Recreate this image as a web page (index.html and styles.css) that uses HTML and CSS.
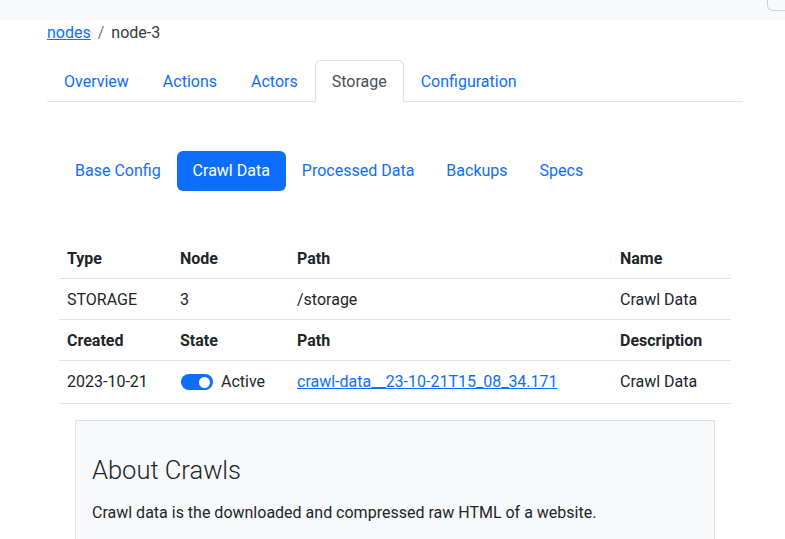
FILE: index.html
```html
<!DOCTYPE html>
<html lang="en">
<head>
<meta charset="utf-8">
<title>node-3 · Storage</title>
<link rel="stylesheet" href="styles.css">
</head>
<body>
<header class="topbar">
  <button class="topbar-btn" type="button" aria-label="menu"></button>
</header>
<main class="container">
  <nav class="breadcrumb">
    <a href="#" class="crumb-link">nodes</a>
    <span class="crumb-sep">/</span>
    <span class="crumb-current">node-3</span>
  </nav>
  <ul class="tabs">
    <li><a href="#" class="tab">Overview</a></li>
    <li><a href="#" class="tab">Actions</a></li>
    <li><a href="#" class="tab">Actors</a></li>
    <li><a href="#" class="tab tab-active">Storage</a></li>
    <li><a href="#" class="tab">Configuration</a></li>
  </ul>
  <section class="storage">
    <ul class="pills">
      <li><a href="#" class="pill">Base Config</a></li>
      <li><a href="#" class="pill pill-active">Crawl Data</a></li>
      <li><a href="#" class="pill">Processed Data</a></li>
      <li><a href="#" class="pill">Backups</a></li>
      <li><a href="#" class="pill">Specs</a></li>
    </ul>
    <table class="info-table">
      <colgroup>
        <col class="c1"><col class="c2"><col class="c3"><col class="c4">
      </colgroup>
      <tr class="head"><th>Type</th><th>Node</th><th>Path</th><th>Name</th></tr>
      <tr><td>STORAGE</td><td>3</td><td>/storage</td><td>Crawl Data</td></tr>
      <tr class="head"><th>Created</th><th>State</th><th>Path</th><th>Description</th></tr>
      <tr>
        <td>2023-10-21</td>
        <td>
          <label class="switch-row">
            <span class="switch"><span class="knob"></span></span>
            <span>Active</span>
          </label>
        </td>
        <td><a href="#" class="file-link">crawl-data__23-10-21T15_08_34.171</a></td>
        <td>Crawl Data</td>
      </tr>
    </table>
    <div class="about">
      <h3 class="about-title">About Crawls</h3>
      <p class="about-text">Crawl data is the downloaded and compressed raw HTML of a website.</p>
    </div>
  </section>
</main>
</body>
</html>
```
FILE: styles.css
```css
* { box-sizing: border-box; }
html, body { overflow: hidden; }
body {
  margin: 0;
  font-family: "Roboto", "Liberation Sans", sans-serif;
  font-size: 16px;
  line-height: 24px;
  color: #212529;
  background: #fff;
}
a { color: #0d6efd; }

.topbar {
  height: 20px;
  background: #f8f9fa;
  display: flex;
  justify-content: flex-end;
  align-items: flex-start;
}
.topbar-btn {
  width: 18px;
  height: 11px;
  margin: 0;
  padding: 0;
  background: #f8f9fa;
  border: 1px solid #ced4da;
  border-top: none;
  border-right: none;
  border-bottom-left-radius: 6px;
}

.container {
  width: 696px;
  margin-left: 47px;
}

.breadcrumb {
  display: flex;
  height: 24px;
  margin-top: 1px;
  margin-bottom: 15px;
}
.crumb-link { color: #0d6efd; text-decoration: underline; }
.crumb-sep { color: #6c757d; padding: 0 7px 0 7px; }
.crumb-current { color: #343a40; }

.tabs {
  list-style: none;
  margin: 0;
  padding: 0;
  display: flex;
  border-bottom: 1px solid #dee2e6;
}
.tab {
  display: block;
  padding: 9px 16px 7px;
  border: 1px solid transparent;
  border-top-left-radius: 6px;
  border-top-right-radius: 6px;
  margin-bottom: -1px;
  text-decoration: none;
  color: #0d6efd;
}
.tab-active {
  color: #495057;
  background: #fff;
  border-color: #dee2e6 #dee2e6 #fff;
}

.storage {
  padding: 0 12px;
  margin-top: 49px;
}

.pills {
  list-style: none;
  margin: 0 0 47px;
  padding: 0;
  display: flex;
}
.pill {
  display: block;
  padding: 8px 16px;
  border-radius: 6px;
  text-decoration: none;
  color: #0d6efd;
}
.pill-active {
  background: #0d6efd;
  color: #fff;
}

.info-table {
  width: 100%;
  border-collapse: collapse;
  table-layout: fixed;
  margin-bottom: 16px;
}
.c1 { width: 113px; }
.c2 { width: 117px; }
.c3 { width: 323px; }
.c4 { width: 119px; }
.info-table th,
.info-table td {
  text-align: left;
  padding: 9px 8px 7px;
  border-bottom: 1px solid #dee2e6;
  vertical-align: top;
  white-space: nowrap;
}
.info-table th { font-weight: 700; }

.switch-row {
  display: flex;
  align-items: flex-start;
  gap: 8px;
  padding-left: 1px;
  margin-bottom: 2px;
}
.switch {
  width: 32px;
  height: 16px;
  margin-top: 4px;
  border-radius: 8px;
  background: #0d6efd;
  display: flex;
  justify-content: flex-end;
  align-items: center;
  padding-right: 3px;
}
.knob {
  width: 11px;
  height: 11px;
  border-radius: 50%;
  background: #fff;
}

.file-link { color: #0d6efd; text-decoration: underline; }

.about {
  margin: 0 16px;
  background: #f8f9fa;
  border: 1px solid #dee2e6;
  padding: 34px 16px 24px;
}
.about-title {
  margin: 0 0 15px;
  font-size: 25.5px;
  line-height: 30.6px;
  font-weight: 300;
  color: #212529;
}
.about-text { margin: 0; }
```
◇ ◇ ◇ ◇ ◇ ◇ ◇
Exercise prompt
Your task is to repeat the material above exactly, without its pictures.

Finished exercise
Recreate this image as a web page (index.html and styles.css) that uses HTML and CSS.
FILE: index.html
```html
<!DOCTYPE html>
<html lang="en">
<head>
<meta charset="utf-8">
<title>node-3 · Storage</title>
<link rel="stylesheet" href="styles.css">
</head>
<body>
<header class="topbar">
  <button class="topbar-btn" type="button" aria-label="menu"></button>
</header>
<main class="container">
  <nav class="breadcrumb">
    <a href="#" class="crumb-link">nodes</a>
    <span class="crumb-sep">/</span>
    <span class="crumb-current">node-3</span>
  </nav>
  <ul class="tabs">
    <li><a href="#" class="tab">Overview</a></li>
    <li><a href="#" class="tab">Actions</a></li>
    <li><a href="#" class="tab">Actors</a></li>
    <li><a href="#" class="tab tab-active">Storage</a></li>
    <li><a href="#" class="tab">Configuration</a></li>
  </ul>
  <section class="storage">
    <ul class="pills">
      <li><a href="#" class="pill">Base Config</a></li>
      <li><a href="#" class="pill pill-active">Crawl Data</a></li>
      <li><a href="#" class="pill">Processed Data</a></li>
      <li><a href="#" class="pill">Backups</a></li>
      <li><a href="#" class="pill">Specs</a></li>
    </ul>
    <table class="info-table">
      <colgroup>
        <col class="c1"><col class="c2"><col class="c3"><col class="c4">
      </colgroup>
      <tr class="head"><th>Type</th><th>Node</th><th>Path</th><th>Name</th></tr>
      <tr><td>STORAGE</td><td>3</td><td>/storage</td><td>Crawl Data</td></tr>
      <tr class="head"><th>Created</th><th>State</th><th>Path</th><th>Description</th></tr>
      <tr>
        <td>2023-10-21</td>
        <td>
          <label class="switch-row">
            <span class="switch"><span class="knob"></span></span>
            <span>Active</span>
          </label>
        </td>
        <td><a href="#" class="file-link">crawl-data__23-10-21T15_08_34.171</a></td>
        <td>Crawl Data</td>
      </tr>
    </table>
    <div class="about">
      <h3 class="about-title">About Crawls</h3>
      <p class="about-text">Crawl data is the downloaded and compressed raw HTML of a website.</p>
    </div>
  </section>
</main>
</body>
</html>
```
FILE: styles.css
```css
* { box-sizing: border-box; }
html, body { overflow: hidden; }
body {
  margin: 0;
  font-family: "Roboto", "Liberation Sans", sans-serif;
  font-size: 16px;
  line-height: 24px;
  color: #212529;
  background: #fff;
}
a { color: #0d6efd; }

.topbar {
  height: 20px;
  background: #f8f9fa;
  display: flex;
  justify-content: flex-end;
  align-items: flex-start;
}
.topbar-btn {
  width: 18px;
  height: 11px;
  margin: 0;
  padding: 0;
  background: #f8f9fa;
  border: 1px solid #ced4da;
  border-top: none;
  border-right: none;
  border-bottom-left-radius: 6px;
}

.container {
  width: 696px;
  margin-left: 47px;
}

.breadcrumb {
  display: flex;
  height: 24px;
  margin-top: 1px;
  margin-bottom: 15px;
}
.crumb-link { color: #0d6efd; text-decoration: underline; }
.crumb-sep { color: #6c757d; padding: 0 7px 0 7px; }
.crumb-current { color: #343a40; }

.tabs {
  list-style: none;
  margin: 0;
  padding: 0;
  display: flex;
  border-bottom: 1px solid #dee2e6;
}
.tab {
  display: block;
  padding: 9px 16px 7px;
  border: 1px solid transparent;
  border-top-left-radius: 6px;
  border-top-right-radius: 6px;
  margin-bottom: -1px;
  text-decoration: none;
  color: #0d6efd;
}
.tab-active {
  color: #495057;
  background: #fff;
  border-color: #dee2e6 #dee2e6 #fff;
}

.storage {
  padding: 0 12px;
  margin-top: 49px;
}

.pills {
  list-style: none;
  margin: 0 0 47px;
  padding: 0;
  display: flex;
}
.pill {
  display: block;
  padding: 8px 16px;
  border-radius: 6px;
  text-decoration: none;
  color: #0d6efd;
}
.pill-active {
  background: #0d6efd;
  color: #fff;
}

.info-table {
  width: 100%;
  border-collapse: collapse;
  table-layout: fixed;
  margin-bottom: 16px;
}
.c1 { width: 113px; }
.c2 { width: 117px; }
.c3 { width: 323px; }
.c4 { width: 119px; }
.info-table th,
.info-table td {
  text-align: left;
  padding: 9px 8px 7px;
  border-bottom: 1px solid #dee2e6;
  vertical-align: top;
  white-space: nowrap;
}
.info-table th { font-weight: 700; }

.switch-row {
  display: flex;
  align-items: flex-start;
  gap: 8px;
  padding-left: 1px;
  margin-bottom: 2px;
}
.switch {
  width: 32px;
  height: 16px;
  margin-top: 4px;
  border-radius: 8px;
  background: #0d6efd;
  display: flex;
  justify-content: flex-end;
  align-items: center;
  padding-right: 3px;
}
.knob {
  width: 11px;
  height: 11px;
  border-radius: 50%;
  background: #fff;
}

.file-link { color: #0d6efd; text-decoration: underline; }

.about {
  margin: 0 16px;
  background: #f8f9fa;
  border: 1px solid #dee2e6;
  padding: 34px 16px 24px;
}
.about-title {
  margin: 0 0 15px;
  font-size: 25.5px;
  line-height: 30.6px;
  font-weight: 300;
  color: #212529;
}
.about-text { margin: 0; }
```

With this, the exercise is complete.